Although his film career never took off, in the 1930s Johnny Eck was on his hottest streak ever. Famous and courted by every circus, he used to perform agility numbers: he jumped, ran on his hands and assumed his iconic position balancing on one arm. He used to drive a car that, being fond of mechanical engineering, he had specifically modified himself. He was moreover an excellent pianist, and for a while he even owned an entire orchestra, in which, of course, Robert used to play as well. With his brother he had also devised an elaborate illusion: a magician pretended to saw Robert in half, having selected him “randomly” from the audience, but in fact it was Johnny who jumped out of the box and started to run after his “legs” (set in motion by a dwarf hidden inside them).
When sideshows finally began to disappear, Johnny retired to the house where he had always lived with his brother. Although cheered by fans who often visited him (especially after Freaks was released on VHS), he didn’t have a happy old age. He and Robert were even robbed and held hostage by two criminals for seven hours; after this act of violence, their isolation became complete. “If I want to see freaks” Johnny used to say “all I have to do is look out of the window.”
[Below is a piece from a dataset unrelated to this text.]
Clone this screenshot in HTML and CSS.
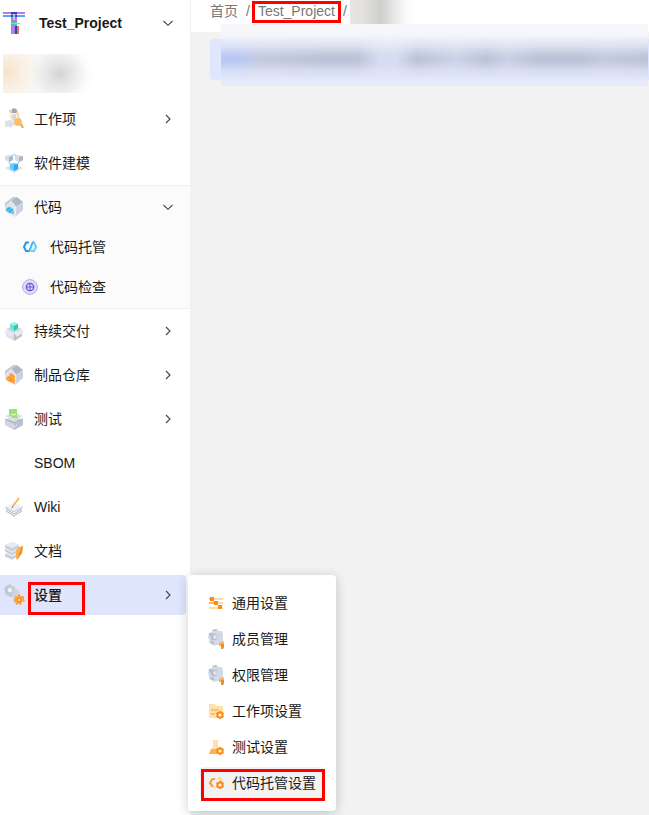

But, despite his retirement, all those who had worked with Johnny remembered his refined and polite manners, his goodness and great fortitude. This feeling was reciprocated: “I met hundreds and thousands of people, and none finer than the midgets and the Siamese twins and the caterpillar man and the bearded woman and the human seals with the little flippers for hands. I never asked them any embarrassing question and they never asked me, and God, it was a great adventure”.
Johnny Eck died in 1991, and with him one of the most beautiful smiles of the golden age of travelling circuses was gone.